Two possibilities. Your battery is not really being properly charged and/or it has a bad cell.

So when you think it is properly charged monitor the battery voltage and turn on the headlights. If you have a bad cell it will promptly drop at least 2 volts. Maybe more.

Also check the charging system for a voltage drop between the alternator output and the battery. Usually less than .3 volts. I imagine the spec is .5 volts but all that I have tested are less than .

3 volts.

Also check for clean tight battery and battery cable connections.

Hope this helps. Bob AZ

Reply to
Bob AZ

I agree with Ted but would like to point out that 2v change at running to not running might be about it. Years ago there were huge changes because alternators had two charge rates. High and Low. In the 60's, Shell had a 'Tips for Drivers' handbook they gave out free (when's the last time oil companies gave out free stuff?) that had tip to charge your battery faster after a jumpstart, turn on the lights. That was because on most vehicles, it would force the regulator to high charge rate.

Nowadays, charging is computer controlled with a variable field, and the alternator 'tracks' the battery to just a bit above what it should be at and compensates for electrical load. That's why batteries last an incredibly long time even with the tremendous demands modern cars put on them.
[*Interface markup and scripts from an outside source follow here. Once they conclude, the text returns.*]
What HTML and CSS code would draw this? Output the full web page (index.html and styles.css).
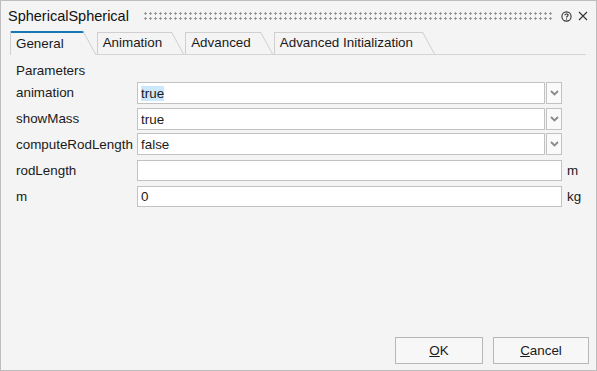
FILE: index.html
```html
<!DOCTYPE html>
<html>
<head>
<meta charset="utf-8">
<link rel="stylesheet" href="styles.css">
</head>
<body>
<div class="dialog">
  <div class="titlebar">
    <span class="title">SphericalSpherical</span>
    <span class="grip"></span>
    <span class="help"><svg width="11" height="11" viewBox="0 0 11 11"><circle cx="5.5" cy="5.5" r="4.6" fill="none" stroke="#333" stroke-width="1.1"/><path d="M3.9 4.3 C3.9 2.6 7.1 2.6 7.1 4.2 C7.1 5.3 5.5 5.3 5.5 6.6" fill="none" stroke="#333" stroke-width="1.1"/><rect x="5" y="7.4" width="1.1" height="1.1" fill="#333"/></svg></span>
    <span class="close"><svg width="10" height="10" viewBox="0 0 10 10"><path d="M1 1 L9 9 M9 1 L1 9" stroke="#333" stroke-width="1.1"/></svg></span>
  </div>
  <div class="tabs">
    <div class="tab active">General</div>
    <div class="tab">Animation</div>
    <div class="tab">Advanced</div>
    <div class="tab">Advanced Initialization</div>
  </div>
  <div class="content">
    <div class="section">Parameters</div>
    <div class="grid">
      <div class="lbl">animation</div>
      <div class="combo"><div class="field"><span class="sel">true</span></div><div class="drop"><svg width="9" height="6" viewBox="0 0 9 6"><path d="M1 1 L4.5 4.5 L8 1" fill="none" stroke="#8a8a8a" stroke-width="1.8"/></svg></div></div>
      <div class="unit"></div>
      <div class="lbl">showMass</div>
      <div class="combo"><div class="field">true</div><div class="drop"><svg width="9" height="6" viewBox="0 0 9 6"><path d="M1 1 L4.5 4.5 L8 1" fill="none" stroke="#8a8a8a" stroke-width="1.8"/></svg></div></div>
      <div class="unit"></div>
      <div class="lbl">computeRodLength</div>
      <div class="combo"><div class="field">false</div><div class="drop"><svg width="9" height="6" viewBox="0 0 9 6"><path d="M1 1 L4.5 4.5 L8 1" fill="none" stroke="#8a8a8a" stroke-width="1.8"/></svg></div></div>
      <div class="unit"></div>
      <div class="lbl">rodLength</div>
      <div class="field text"></div>
      <div class="unit">m</div>
      <div class="lbl">m</div>
      <div class="field text">0</div>
      <div class="unit">kg</div>
    </div>
  </div>
  <div class="buttons">
    <button class="btn ok"><u>O</u>K</button>
    <button class="btn cancel"><u>C</u>ancel</button>
  </div>
</div>
</body>
</html>
```
FILE: styles.css
```css
* { box-sizing: border-box; }
html, body { margin: 0; padding: 0; }
body {
  width: 597px; height: 371px; overflow: hidden;
  font-family: "Liberation Sans", Arial, sans-serif;
  font-size: 13.4px; color: #1a1a1a;
}
.dialog {
  width: 597px; height: 371px;
  background: #f4f4f4;
  border: 1px solid #bdbdbd;
  display: flex; flex-direction: column;
}
.titlebar {
  height: 30px;
  display: flex; align-items: center;
  padding: 0 8px 0 7px;
}
.title { font-size: 14.5px; color: #111; }
.grip {
  flex: 1; height: 10px; margin: 0 8px 0 14px;
  background-image: radial-gradient(circle, #999 1px, transparent 1.3px);
  background-size: 5px 5px;
  background-position: 0 0;
}
.help { display: flex; margin-right: 6px; }
.close { display: flex; }
.tabs {
  display: flex; height: 24px;
  margin: 0 10px 0 9px;
  align-items: flex-end;
  border-bottom: 1px solid #d4d4d4;
}
.tab {
  position: relative;
  height: 22px;
  padding: 3px 22px 0 5px;
  margin-right: 1px;
  border-left: 1px solid #cfcfcf;
  color: #1a1a1a;
  white-space: nowrap;
}
.tab::before {
  content: ""; position: absolute;
  left: 0; right: 12px; top: 0; height: 1px;
  background: #cfcfcf;
}
.tab::after {
  content: ""; position: absolute;
  right: 6px; top: 0; width: 1px; height: 100%;
  background: #cfcfcf;
  transform: skewX(28.6deg);
}
.tab.active {
  height: 24px;
  padding-top: 5px;
  padding-right: 32px;
  margin-bottom: -1px;
  background: #f4f4f4;
}
.tab.active::before { background: #1578b3; height: 2px; }
.content { padding: 8px 0 0 15px; flex: 1; }
.section { height: 17px; }
.grid {
  display: grid;
  grid-template-columns: 121px 425px 30px;
  grid-auto-rows: 25.8px;
  align-items: center;
  margin-top: 0;
}
.lbl { white-space: nowrap; }
.unit { padding-left: 5px; }
.combo { display: flex; height: 22px; }
.combo .field { flex: 1; }
.field {
  height: 22px;
  background: #fff;
  border: 1px solid #c2c2c2;
  padding: 3px 3px 0 3px;
}
.field.text { height: 21px; padding-top: 2px; }
.sel { background: #cce8ff; }
.drop {
  width: 16px; height: 22px;
  margin-left: 1px;
  border: 1px solid #c2c2c2;
  background: #fafafa;
  display: flex; align-items: center; justify-content: center;
}
.buttons {
  display: flex; justify-content: flex-end; gap: 10px;
  padding: 0 7px 6px 0;
}
.btn {
  height: 27px;
  font-family: "Liberation Sans", Arial, sans-serif;
  font-size: 13.4px; color: #1a1a1a;
  background: #f7f7f7;
  border: 1px solid #b7b7b7;
  border-radius: 0;
}
.ok { width: 88px; }
.cancel { width: 96px; }
```
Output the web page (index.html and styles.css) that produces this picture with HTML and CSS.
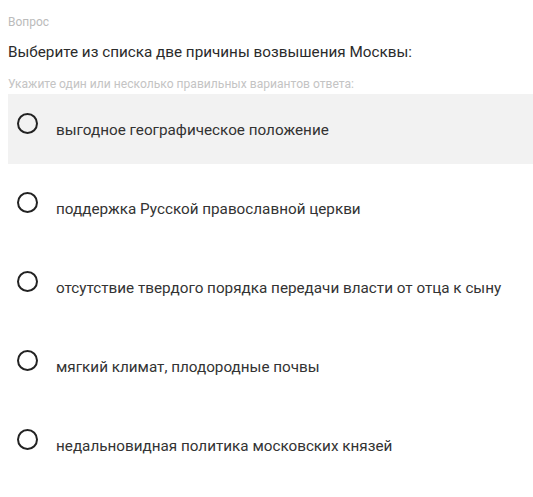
FILE: index.html
```html
<!DOCTYPE html>
<html lang="ru">
<head>
  <meta charset="UTF-8" />
  <title>Вопрос</title>
  <link rel="stylesheet" href="styles.css">
</head>
<body>

<div class="question">
  <div class="label">Вопрос</div>
  <div class="title">Выберите из списка две причины возвышения Москвы:</div>
  <div class="hint">Укажите один или несколько правильных вариантов ответа:</div>

  <div class="options">
    <div class="option active">
      <span class="radio"></span>
      <span class="text">выгодное географическое положение</span>
    </div>
    <div class="option">
      <span class="radio"></span>
      <span class="text">поддержка Русской православной церкви</span>
    </div>
    <div class="option">
      <span class="radio"></span>
      <span class="text">отсутствие твердого порядка передачи власти от отца к сыну</span>
    </div>
    <div class="option">
      <span class="radio"></span>
      <span class="text">мягкий климат, плодородные почвы</span>
    </div>
    <div class="option">
      <span class="radio"></span>
      <span class="text">недальновидная политика московских князей</span>
    </div>
  </div>
</div>

</body>
</html>
```

FILE: styles.css
```css
* {
  box-sizing: border-box;
}
body {
  font-family: Roboto, Arial, sans-serif;
  background: #fff;
  margin: 0;
  padding: 14px 0 0 8px;
  color: #333;
}

.label {
  font-size: 12px;
  color: #bbb;
  line-height: 16px;
}

.title {
  font-size: 15.25px;
  line-height: 20px;
  margin-top: 12px;
  color: #2b2b2b;
}

.hint {
  font-size: 12.1px;
  color: #c4c4c4;
  line-height: 16px;
  margin-top: 14px;
}

.options {
  margin-top: 2px;
  display: flex;
  flex-direction: column;
  gap: 9px;
}

.option {
  height: 70px;
  display: flex;
  align-items: flex-start;
  padding: 19px 0 0 9px;
}

.option.active {
  background: #f2f2f2;
}

.radio {
  width: 21px;
  height: 21px;
  border: 2px solid #222;
  border-radius: 50%;
  flex-shrink: 0;
}

.text {
  margin: 7px 0 0 18px;
  font-size: 15.25px;
  line-height: 20px;
  color: #333;
}
```
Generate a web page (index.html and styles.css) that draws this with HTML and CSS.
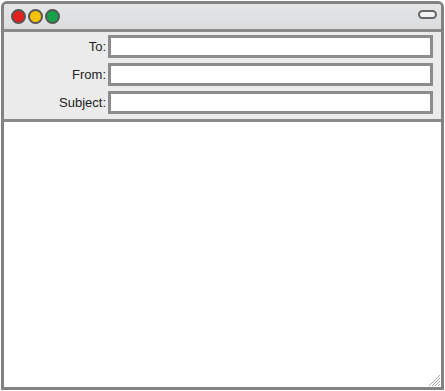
FILE: index.html
```html
<!DOCTYPE html>
<html lang="en">
<head>
  <meta charset="UTF-8">
  <title>Compose</title>
  <link rel="stylesheet" href="styles.css">
</head>
<body>
  <div class="window">
    <!-- Title bar -->
    <div class="titlebar">
      <div class="lights">
        <span class="light red"></span>
        <span class="light yellow"></span>
        <span class="light green"></span>
      </div>
      <span class="pill"></span>
    </div>

    <!-- Mail header fields -->
    <div class="header">
      <div class="row">
        <label>To:</label>
        <div class="field"></div>
      </div>
      <div class="row">
        <label>From:</label>
        <div class="field"></div>
      </div>
      <div class="row">
        <label>Subject:</label>
        <div class="field"></div>
      </div>
    </div>

    <div class="content">
      <svg class="grip" width="12" height="12" viewBox="0 0 12 12">
        <path d="M12 1 L1 12 M12 4 L4 12 M12 7 L7 12 M12 10 L10 12" stroke="#a8a8a8" stroke-width="1" />
      </svg>
    </div>
  </div>
</body>
</html>
```

FILE: styles.css
```css
body {
  margin: 0;
  padding: 1px;
  background: #fff;
  font-family: "Liberation Sans", Arial, sans-serif;
}

.window {
  width: 437px;
  height: 383px;
  border: 3px solid #828282;
  border-radius: 6px 6px 0 0;
  display: flex;
  flex-direction: column;
  overflow: hidden;
}

/* Title bar */
.titlebar {
  height: 25px;
  background: linear-gradient(#e4e5e6, #dcdddf);
  border-bottom: 3px solid #8a8a8a;
  display: flex;
  align-items: center;
  justify-content: space-between;
  padding: 0 4px 0 7px;
}

.lights {
  display: flex;
  gap: 2px;
}

.light {
  width: 11px;
  height: 11px;
  border-radius: 50%;
  border: 2.5px solid #555;
}

.red { background: #e2211c; }
.yellow { background: #f4c200; }
.green { background: #17a24a; }

.pill {
  width: 15px;
  height: 5px;
  border: 2.5px solid #666;
  border-radius: 6px;
  background: #f2f2f2;
  margin-top: -4px;
}

/* Header */
.header {
  background: #ebebeb;
  border-bottom: 3px solid #8a8a8a;
  padding: 3px 8px 5px 0;
  display: flex;
  flex-direction: column;
  gap: 5px;
}

.row {
  display: flex;
  align-items: center;
}

.row label {
  width: 102px;
  text-align: right;
  font-size: 13px;
  color: #222;
  padding-right: 2px;
}

.field {
  flex: 1;
  height: 17px;
  border: 3px solid #8c8c8c;
  background: #fff;
}

.content {
  flex: 1;
  background: #fff;
  position: relative;
}

.grip {
  position: absolute;
  right: 1px;
  bottom: 1px;
}
```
But the concept should still be you see the battery voltage HIGHER when the vehicle is operating.

Also, check your voltage under different conditions. Get a cigarette lighter plug and make an adapter to your meter, and see what is happening when the vehicle is being driven, not idling in the driveway. I had an old Mustang once that would charge at idle, but not on the highway. I took a 6 hour trip, and it ran the battery down. Was as simple a solution as tightening the belt.